Today’s article is an open letter from the Reverend Philip Foster, MA to Roger Harrabin (above) the BBC’s Environment Analyst. The letter is in response to the programme, “Uncertain Future” broadcast on BBC Radio Four between 9:00 and 9:30 AM and be to be repeated this evening between 9:30 and 10:00 PM. Mr. Harrabin asked whether the arguments surrounding climate change can ever be won. In the second episode to be twice broadcast on 6th September 2010 at the same times, Mr. Harribin will ask how climate policy decisions can be taken amid scientific uncertainty.
I am listening with interest to your programmes on ‘climate change’.
So far I am somewhat disappointed. You suggest that the IPCC is in some sense a scientific body. This is not correct: it was set up to PROVE AGW. That eliminates it from being considered scientific.
Science is not about proving a hypothesis (which AGW remains, if that), but about *testing* a hypothesis: whether it is true or false.
The IPCC was never interested in doing that. From the outset any attempts by scientists to suggest looking for other causes of climate variability were ignored.
For example when Knud Lassen and Eigil Friis-Christensen of the Danish Space Research Institute (later renamed Danish National Space Centre) suggested, in their role as official delegates to the IPCC from Denmark (no ‘wicked’ oil money there!!), that one of the important areas of research that the IPCC should encourage should be solar effects on climate, the idea was dismissed out of hand. Right from the start this demonstrated that the IPCC worked to a specific unscientific agenda: they were already assuming that human emissions were the cause of climate change without any evidence.

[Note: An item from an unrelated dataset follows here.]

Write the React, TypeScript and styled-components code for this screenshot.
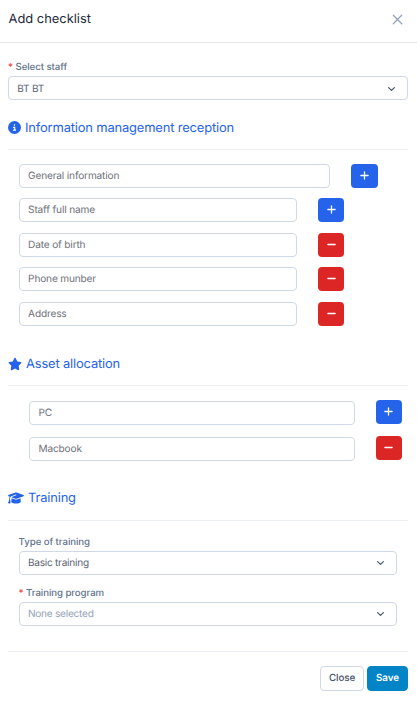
import React from "react";
import styled, { createGlobalStyle } from "styled-components";
import { FaCircleInfo, FaGraduationCap, FaStar } from "react-icons/fa6";

const GlobalStyle = createGlobalStyle`
  *, *::before, *::after { box-sizing: border-box; }
  body {
    margin: 0;
    background: #fff;
    color: #475569;
    font-family: Inter, "Liberation Sans", sans-serif;
    font-size: 10px;
    text-rendering: geometricPrecision;
  }
  button, input { font: inherit; text-rendering: inherit; }
`;

const Dialog = styled.div`
  width: 417px;
  height: 703px;
  display: flex;
  flex-direction: column;
  background: #fff;
`;

const Header = styled.header`
  height: 43px;
  flex: none;
  display: flex;
  align-items: center;
  justify-content: space-between;
  padding: 0 14px 4px 8.5px;
  border-bottom: 1px solid #e5e7eb;
`;

const Title = styled.h1`
  margin: 0;
  padding-top: 1px;
  font-size: 12.9px;
  line-height: 18px;
  font-weight: 400;
  color: #1e293b;
`;

const CloseIcon = styled.button`
  display: flex;
  padding: 0;
  border: 0;
  background: none;
  color: #94a3b8;
`;

const Body = styled.main`
  display: flex;
  flex-direction: column;
  padding: 17px 9px 0 8px;
`;

const Label = styled.label`
  display: block;
  height: 16px;
  line-height: 15px;
  font-size: 9.7px;
  letter-spacing: -0.08px;
  font-weight: 500;
  color: #64748b;
`;

const Required = styled.span`
  color: #ef4444;
`;

const Select = styled.div<{ $muted?: boolean }>`
  height: 24px;
  display: flex;
  align-items: center;
  justify-content: space-between;
  padding: 1px 11px 0 8.3px;
  border: 1px solid #d0dae6;
  border-radius: 4px;
  font-size: 10.1px;
  letter-spacing: -0.25px;
  color: ${(p) => (p.$muted ? "#94a3b8" : "#5c6675")};
`;

const ChevronSvg = styled.svg`
  display: block;
  color: #475569;
`;

const SectionTitle = styled.h2<{ $top: number; $bottom?: number }>`
  display: flex;
  align-items: center;
  gap: 4px;
  height: 20px;
  margin: ${(p) => p.$top}px 0 ${(p) => p.$bottom ?? 12}px;
  font-size: 12.9px;
  letter-spacing: -0.15px;
  font-weight: 400;
  color: #2563eb;
`;

const SectionText = styled.span`
  padding-top: 2px;
`;

const Divider = styled.div`
  height: 1px;
  background: #edf0f3;
`;

const Rows = styled.div<{ $indent: number; $top: number; $gap: number }>`
  display: flex;
  flex-direction: column;
  gap: ${(p) => p.$gap}px;
  padding: ${(p) => p.$top}px 0 0 ${(p) => p.$indent}px;
`;

const Row = styled.div`
  display: flex;
  align-items: center;
  gap: 21px;
`;

const Input = styled.input<{ $width: number }>`
  width: ${(p) => p.$width}px;
  height: 24px;
  padding: 0 8.5px;
  border: 1px solid #d0dae6;
  border-radius: 4px;
  background: #fff;
  font-size: 10.1px;
  letter-spacing: -0.16px;
  outline: none;
  &::placeholder { color: #6f737a; opacity: 1; }
`;

const SquareButton = styled.button<{ $remove?: boolean; $raise?: boolean }>`
  width: 26.7px;
  height: 24px;
  display: flex;
  justify-content: center;
  align-items: center;
  margin: ${(p) => (p.$raise ? "-1px 0 1px" : "0")};
  padding: 0 0 1px;
  border: 0;
  border-radius: 4px;
  color: #fff;
  background: ${(p) => (p.$remove ? "#dc2626" : "#2563eb")};
`;

const TrainingFields = styled.div`
  padding: 14px 11px 0 10.6px;
`;

const Field = styled.div`
  & + & { margin-top: 11px; }
`;

const Footer = styled.footer`
  display: flex;
  justify-content: flex-end;
  gap: 3px;
  margin-top: 25px;
  padding-top: 14px;
  border-top: 1px solid #e9edf1;
`;

const FooterButton = styled.button<{ $primary?: boolean }>`
  width: ${(p) => (p.$primary ? 41 : 44)}px;
  height: 25px;
  padding: 0;
  border: 1px solid ${(p) => (p.$primary ? "#0284c7" : "#d0dae6")};
  border-radius: 4px;
  background: ${(p) => (p.$primary ? "#0284c7" : "#fff")};
  color: ${(p) => (p.$primary ? "#fff" : "#475569")};
  font-size: 9.8px;
  letter-spacing: -0.1px;
  font-weight: ${(p) => (p.$primary ? 600 : 500)};
`;

const Chevron = () => (
  <ChevronSvg width="9" height="8" viewBox="0 0 9 8" fill="none" stroke="currentColor" strokeWidth="1.2" strokeLinecap="round" strokeLinejoin="round">
    <path d="M1.6 2.6 4.5 5.4 7.4 2.6" />
  </ChevronSvg>
);

const Sign = ({ remove }: { remove?: boolean }) => (
  <svg width="9" height="9" viewBox="0 0 9 9" fill="none" stroke="currentColor" strokeWidth="1.3" strokeLinecap="round">
    <path d={remove ? "M.9 4.5h7.2" : "M.9 4.5h7.2M4.5.9v7.2"} />
  </svg>
);

type Item = { label: string; width: number; remove?: boolean };

const infoItems: Item[] = [
  { label: "General information", width: 311.6 },
  { label: "Staff full name", width: 278.1 },
  { label: "Date of birth", width: 278.1, remove: true },
  { label: "Phone munber", width: 278.1, remove: true },
  { label: "Address", width: 278.1, remove: true },
];

const assetItems: Item[] = [
  { label: "PC", width: 325.6 },
  { label: "Macbook", width: 325.6, remove: true },
];

const ItemRow = ({ item, raise }: { item: Item; raise?: boolean }) => (
  <Row>
    <Input placeholder={item.label} $width={item.width} />
    <SquareButton $remove={item.remove} $raise={raise} aria-label={item.remove ? "Remove" : "Add"}>
      <Sign remove={item.remove} />
    </SquareButton>
  </Row>
);

export default function App() {
  return (
    <>
      <GlobalStyle />
      <Dialog>
        <Header>
          <Title>Add checklist</Title>
          <CloseIcon aria-label="Close dialog">
            <svg width="11" height="11" viewBox="0 0 11 11" fill="none" stroke="currentColor" strokeWidth="1.3" strokeLinecap="round">
              <path d="M1.3 1.3l8.4 8.4M9.7 1.3L1.3 9.7" />
            </svg>
          </CloseIcon>
        </Header>
        <Body>
          <Label><Required>*</Required> Select staff</Label>
          <Select>BT BT<Chevron /></Select>

          <SectionTitle $top={17}>
            <FaCircleInfo size={13} />
            <SectionText>Information management reception</SectionText>
          </SectionTitle>
          <Divider />
          <Rows $indent={10.6} $top={14} $gap={10.4}>
            {infoItems.map((item) => <ItemRow key={item.label} item={item} />)}
          </Rows>

          <SectionTitle $top={28} $bottom={11}>
            <FaStar size={14} />
            <SectionText>Asset allocation</SectionText>
          </SectionTitle>
          <Divider />
          <Rows $indent={21} $top={15} $gap={12}>
            {assetItems.map((item) => <ItemRow key={item.label} item={item} raise />)}
          </Rows>

          <SectionTitle $top={27}>
            <FaGraduationCap size={16} />
            <SectionText>Training</SectionText>
          </SectionTitle>
          <Divider />
          <TrainingFields>
            <Field>
              <Label>Type of training</Label>
              <Select>Basic training<Chevron /></Select>
            </Field>
            <Field>
              <Label><Required>*</Required> Training program</Label>
              <Select $muted>None selected<Chevron /></Select>
            </Field>
          </TrainingFields>

          <Footer>
            <FooterButton>Close</FooterButton>
            <FooterButton $primary>Save</FooterButton>
          </Footer>
        </Body>
      </Dialog>
    </>
  );
}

And the Danes have subsequently been proved correct.
You made the statement that AGW is “a science based risk”.
Sorry but this is not true. It is “a MODEL based risk”.
Models are not and never will be science. Some simple models are useful tools, but climate models are, currently, a waste of time and money. You realise that these models do not use the physics of climate to make predictions? (In fact they merely make projections – quite another matter). Intriguingly they are essentially two dimensional, treating the earth as a disc not a sphere. They cannot manage anything much except horizontal air movements – which is why they cannot begin the model cloud behaviour – they are, ironically, FLAT EARTH models.
If they could really model our climate then with current computing power it would take such a computer model 100,000,000,000,000,000,000 years to predict the next ten years – and anyway no ones knows all the physics in the first place. Modelling the British economy is a doddle by comparison – and that cannot be done either.